>> Start GIVEN DATA

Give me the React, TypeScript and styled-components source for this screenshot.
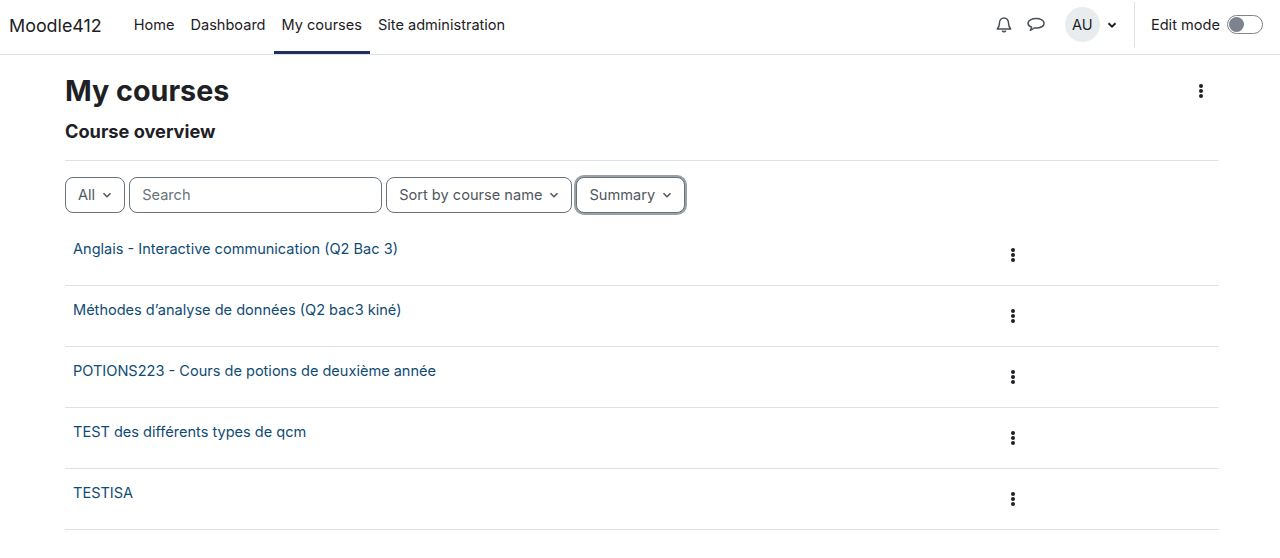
import React from 'react';
import styled, { createGlobalStyle } from 'styled-components';

const GlobalStyle = createGlobalStyle`
  html, body {
    margin: 0;
    padding: 0;
    height: 100%;
    overflow: hidden;
    background: #fff;
    font-family: Inter, "Liberation Sans", sans-serif;
    color: #1d2125;
  }
  * { box-sizing: border-box; }
`;

const NavBar = styled.nav`
  height: 55px;
  display: flex;
  align-items: stretch;
  border-bottom: 1px solid #dee2e6;
  padding: 0 17px 0 9px;
`;

const Brand = styled.a`
  font-size: 17.9px;
  line-height: 52px;
  margin-right: 24px;
  color: #1d2125;
`;

const NavLink = styled.a<{ $active?: boolean }>`
  font-size: 14.55px;
  line-height: 50px;
  padding: 0 8px;
  height: 54px;
  color: #1d2125;
  border-bottom: 3px solid ${({ $active }) => ($active ? '#1d2f5f' : 'transparent')};
`;

const NavRight = styled.div`
  margin-left: auto;
  height: 49px;
  display: flex;
  align-items: center;
`;

const IconButton = styled.span<{ $gap?: number }>`
  display: flex;
  align-items: center;
  justify-content: center;
  width: 20px;
  margin-left: ${({ $gap }) => $gap ?? 0}px;
  color: #495057;
`;

const Avatar = styled.span`
  width: 35px;
  height: 35px;
  margin-left: 19px;
  border-radius: 50%;
  background: #e9ecef;
  font-size: 14.6px;
  display: flex;
  align-items: center;
  justify-content: center;
`;

const Caret = styled.svg`
  display: block;
  flex: none;
`;

const UserCaret = styled(Caret)`
  margin: 0 17px 0 7px;
  color: #1d2125;
`;

const EditMode = styled.div`
  height: 45px;
  display: flex;
  align-items: center;
  gap: 7px;
  padding-left: 16px;
  border-left: 1px solid #dee2e6;
  font-size: 14.6px;
`;

const Toggle = styled.span`
  width: 36px;
  height: 19px;
  border: 1px solid #7f858c;
  border-radius: 10px;
  padding: 1px;
  display: flex;
`;

const Knob = styled.span`
  width: 15px;
  height: 15px;
  border-radius: 50%;
  background: #7d838e;
`;

const Page = styled.main`
  padding: 0 61px 0 65px;
`;

const HeaderRow = styled.header`
  display: flex;
  align-items: center;
  justify-content: space-between;
  height: 70px;
  padding: 2px 16px 0 0;
`;

const Title = styled.h1`
  margin: 0;
  font-size: 28.7px;
  font-weight: 700;
  line-height: 62px;
`;

const SectionTitle = styled.h2`
  margin: 0;
  height: 36px;
  font-size: 18.2px;
  font-weight: 700;
  line-height: 12px;
  border-bottom: 1px solid #dee2e6;
`;

const Filters = styled.div`
  display: flex;
  gap: 4px;
  margin-top: 16px;
`;

const FilterButton = styled.div<{ $focused?: boolean }>`
  height: 36px;
  display: flex;
  align-items: center;
  justify-content: space-between;
  padding: 0 12px;
  border: 1px solid #6a737b;
  border-radius: 8px;
  font-size: 14.6px;
  color: #50575e;
  background: #fff;
  gap: 7px;
  box-shadow: ${({ $focused }) => ($focused ? '0 0 0 2px #98a0a8' : 'none')};
`;

const SearchBox = styled(FilterButton)`
  width: 253px;
  color: #6a737b;
`;

const CourseList = styled.ul`
  list-style: none;
  margin: 12px 0 0;
  padding: 0;
`;

const CourseRow = styled.li`
  height: 61px;
  padding: 0 8px;
  display: flex;
  justify-content: space-between;
  border-bottom: 1px solid #dee2e6;
`;

const CourseLink = styled.a`
  color: #0f4c75;
  font-size: 14.55px;
  line-height: 17px;
  padding-top: 16px;
`;

const RowMenu = styled.span`
  width: 200px;
  padding-top: 23px;
  color: #1d2125;
`;

const DotsIcon = styled.svg`
  display: block;
`;

const Dots = () => (
  <DotsIcon width="4" height="14" viewBox="0 0 4 14" fill="currentColor">
    <circle cx="2" cy="2" r="2" />
    <circle cx="2" cy="7" r="2" />
    <circle cx="2" cy="12" r="2" />
  </DotsIcon>
);

const Chevron = () => (
  <Caret width="10" height="10" viewBox="0 0 10 10" fill="none" stroke="currentColor" strokeWidth="1.6">
    <path d="M1.5 3.2 5 6.7l3.5-3.5" />
  </Caret>
);

const courses = [
  'Anglais - Interactive communication (Q2 Bac 3)',
  'Méthodes d’analyse de données (Q2 bac3 kiné)',
  'POTIONS223 - Cours de potions de deuxième année',
  'TEST des différents types de qcm',
  'TESTISA',
];

export default function App() {
  return (
    <>
      <GlobalStyle />
      <NavBar>
        <Brand>Moodle412</Brand>
        <NavLink>Home</NavLink>
        <NavLink>Dashboard</NavLink>
        <NavLink $active>My courses</NavLink>
        <NavLink>Site administration</NavLink>
        <NavRight>
          <IconButton>
            <svg width="16" height="17" viewBox="0 0 16 17" fill="none" stroke="currentColor" strokeWidth="1.5">
              <path d="M1.2 13h13.6c-1.5-1.4-2.2-3-2.2-5.6 0-3-1.9-5.4-4.6-5.4S3.4 4.4 3.4 7.4c0 2.6-.7 4.2-2.2 5.6Z" strokeLinejoin="round" />
              <path d="M6.2 14.6c.4.8 1 1.1 1.8 1.1s1.4-.3 1.8-1.1" />
            </svg>
          </IconButton>
          <IconButton $gap={12}>
            <svg width="18" height="16" viewBox="0 0 18 16" fill="none" stroke="currentColor" strokeWidth="1.5">
              <path d="M9.2 1.5c4.3 0 7.9 2 7.9 4.8s-3.600 4.800-7.900 4.800c-.7 0-1.300-.1-2-.2-.8 1-2.100 1.900-3.900 2.400.8-.9 1.200-1.800 1.300-3C2.500 9.400 1 8 1 6.300 1 3.500 4.900 1.500 9.200 1.500Z" strokeLinejoin="round" />
            </svg>
          </IconButton>
          <Avatar>AU</Avatar>
          <UserCaret width="10" height="10" viewBox="0 0 10 10" fill="none" stroke="currentColor" strokeWidth="2">
            <path d="M1.5 3.2 5 6.7l3.5-3.5" />
          </UserCaret>
          <EditMode>
            Edit mode
            <Toggle>
              <Knob />
            </Toggle>
          </EditMode>
        </NavRight>
      </NavBar>
      <Page>
        <HeaderRow>
          <Title>My courses</Title>
          <Dots />
        </HeaderRow>
        <SectionTitle>Course overview</SectionTitle>
        <Filters>
          <FilterButton>
            All <Chevron />
          </FilterButton>
          <SearchBox>Search</SearchBox>
          <FilterButton>
            Sort by course name <Chevron />
          </FilterButton>
          <FilterButton $focused>
            Summary <Chevron />
          </FilterButton>
        </Filters>
        <CourseList>
          {courses.map((name) => (
            <CourseRow key={name}>
              <CourseLink>{name}</CourseLink>
              <RowMenu>
                <Dots />
              </RowMenu>
            </CourseRow>
          ))}
        </CourseList>
      </Page>
    </>
  );
}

>> End GIVEN DATA

__AIM OF THE TASK__. Copy out all of the material exactly as written, without its pictures.

__TASK SOLUTION__.
Give me the React, TypeScript and styled-components source for this screenshot.
import React from 'react';
import styled, { createGlobalStyle } from 'styled-components';

const GlobalStyle = createGlobalStyle`
  html, body {
    margin: 0;
    padding: 0;
    height: 100%;
    overflow: hidden;
    background: #fff;
    font-family: Inter, "Liberation Sans", sans-serif;
    color: #1d2125;
  }
  * { box-sizing: border-box; }
`;

const NavBar = styled.nav`
  height: 55px;
  display: flex;
  align-items: stretch;
  border-bottom: 1px solid #dee2e6;
  padding: 0 17px 0 9px;
`;

const Brand = styled.a`
  font-size: 17.9px;
  line-height: 52px;
  margin-right: 24px;
  color: #1d2125;
`;

const NavLink = styled.a<{ $active?: boolean }>`
  font-size: 14.55px;
  line-height: 50px;
  padding: 0 8px;
  height: 54px;
  color: #1d2125;
  border-bottom: 3px solid ${({ $active }) => ($active ? '#1d2f5f' : 'transparent')};
`;

const NavRight = styled.div`
  margin-left: auto;
  height: 49px;
  display: flex;
  align-items: center;
`;

const IconButton = styled.span<{ $gap?: number }>`
  display: flex;
  align-items: center;
  justify-content: center;
  width: 20px;
  margin-left: ${({ $gap }) => $gap ?? 0}px;
  color: #495057;
`;

const Avatar = styled.span`
  width: 35px;
  height: 35px;
  margin-left: 19px;
  border-radius: 50%;
  background: #e9ecef;
  font-size: 14.6px;
  display: flex;
  align-items: center;
  justify-content: center;
`;

const Caret = styled.svg`
  display: block;
  flex: none;
`;

const UserCaret = styled(Caret)`
  margin: 0 17px 0 7px;
  color: #1d2125;
`;

const EditMode = styled.div`
  height: 45px;
  display: flex;
  align-items: center;
  gap: 7px;
  padding-left: 16px;
  border-left: 1px solid #dee2e6;
  font-size: 14.6px;
`;

const Toggle = styled.span`
  width: 36px;
  height: 19px;
  border: 1px solid #7f858c;
  border-radius: 10px;
  padding: 1px;
  display: flex;
`;

const Knob = styled.span`
  width: 15px;
  height: 15px;
  border-radius: 50%;
  background: #7d838e;
`;

const Page = styled.main`
  padding: 0 61px 0 65px;
`;

const HeaderRow = styled.header`
  display: flex;
  align-items: center;
  justify-content: space-between;
  height: 70px;
  padding: 2px 16px 0 0;
`;

const Title = styled.h1`
  margin: 0;
  font-size: 28.7px;
  font-weight: 700;
  line-height: 62px;
`;

const SectionTitle = styled.h2`
  margin: 0;
  height: 36px;
  font-size: 18.2px;
  font-weight: 700;
  line-height: 12px;
  border-bottom: 1px solid #dee2e6;
`;

const Filters = styled.div`
  display: flex;
  gap: 4px;
  margin-top: 16px;
`;

const FilterButton = styled.div<{ $focused?: boolean }>`
  height: 36px;
  display: flex;
  align-items: center;
  justify-content: space-between;
  padding: 0 12px;
  border: 1px solid #6a737b;
  border-radius: 8px;
  font-size: 14.6px;
  color: #50575e;
  background: #fff;
  gap: 7px;
  box-shadow: ${({ $focused }) => ($focused ? '0 0 0 2px #98a0a8' : 'none')};
`;

const SearchBox = styled(FilterButton)`
  width: 253px;
  color: #6a737b;
`;

const CourseList = styled.ul`
  list-style: none;
  margin: 12px 0 0;
  padding: 0;
`;

const CourseRow = styled.li`
  height: 61px;
  padding: 0 8px;
  display: flex;
  justify-content: space-between;
  border-bottom: 1px solid #dee2e6;
`;

const CourseLink = styled.a`
  color: #0f4c75;
  font-size: 14.55px;
  line-height: 17px;
  padding-top: 16px;
`;

const RowMenu = styled.span`
  width: 200px;
  padding-top: 23px;
  color: #1d2125;
`;

const DotsIcon = styled.svg`
  display: block;
`;

const Dots = () => (
  <DotsIcon width="4" height="14" viewBox="0 0 4 14" fill="currentColor">
    <circle cx="2" cy="2" r="2" />
    <circle cx="2" cy="7" r="2" />
    <circle cx="2" cy="12" r="2" />
  </DotsIcon>
);

const Chevron = () => (
  <Caret width="10" height="10" viewBox="0 0 10 10" fill="none" stroke="currentColor" strokeWidth="1.6">
    <path d="M1.5 3.2 5 6.7l3.5-3.5" />
  </Caret>
);

const courses = [
  'Anglais - Interactive communication (Q2 Bac 3)',
  'Méthodes d’analyse de données (Q2 bac3 kiné)',
  'POTIONS223 - Cours de potions de deuxième année',
  'TEST des différents types de qcm',
  'TESTISA',
];

export default function App() {
  return (
    <>
      <GlobalStyle />
      <NavBar>
        <Brand>Moodle412</Brand>
        <NavLink>Home</NavLink>
        <NavLink>Dashboard</NavLink>
        <NavLink $active>My courses</NavLink>
        <NavLink>Site administration</NavLink>
        <NavRight>
          <IconButton>
            <svg width="16" height="17" viewBox="0 0 16 17" fill="none" stroke="currentColor" strokeWidth="1.5">
              <path d="M1.2 13h13.6c-1.5-1.4-2.2-3-2.2-5.6 0-3-1.9-5.4-4.6-5.4S3.4 4.4 3.4 7.4c0 2.6-.7 4.2-2.2 5.6Z" strokeLinejoin="round" />
              <path d="M6.2 14.6c.4.8 1 1.1 1.8 1.1s1.4-.3 1.8-1.1" />
            </svg>
          </IconButton>
          <IconButton $gap={12}>
            <svg width="18" height="16" viewBox="0 0 18 16" fill="none" stroke="currentColor" strokeWidth="1.5">
              <path d="M9.2 1.5c4.3 0 7.9 2 7.9 4.8s-3.600 4.800-7.900 4.800c-.7 0-1.300-.1-2-.2-.8 1-2.100 1.900-3.900 2.400.8-.9 1.200-1.800 1.300-3C2.500 9.400 1 8 1 6.300 1 3.500 4.900 1.500 9.200 1.500Z" strokeLinejoin="round" />
            </svg>
          </IconButton>
          <Avatar>AU</Avatar>
          <UserCaret width="10" height="10" viewBox="0 0 10 10" fill="none" stroke="currentColor" strokeWidth="2">
            <path d="M1.5 3.2 5 6.7l3.5-3.5" />
          </UserCaret>
          <EditMode>
            Edit mode
            <Toggle>
              <Knob />
            </Toggle>
          </EditMode>
        </NavRight>
      </NavBar>
      <Page>
        <HeaderRow>
          <Title>My courses</Title>
          <Dots />
        </HeaderRow>
        <SectionTitle>Course overview</SectionTitle>
        <Filters>
          <FilterButton>
            All <Chevron />
          </FilterButton>
          <SearchBox>Search</SearchBox>
          <FilterButton>
            Sort by course name <Chevron />
          </FilterButton>
          <FilterButton $focused>
            Summary <Chevron />
          </FilterButton>
        </Filters>
        <CourseList>
          {courses.map((name) => (
            <CourseRow key={name}>
              <CourseLink>{name}</CourseLink>
              <RowMenu>
                <Dots />
              </RowMenu>
            </CourseRow>
          ))}
        </CourseList>
      </Page>
    </>
  );
}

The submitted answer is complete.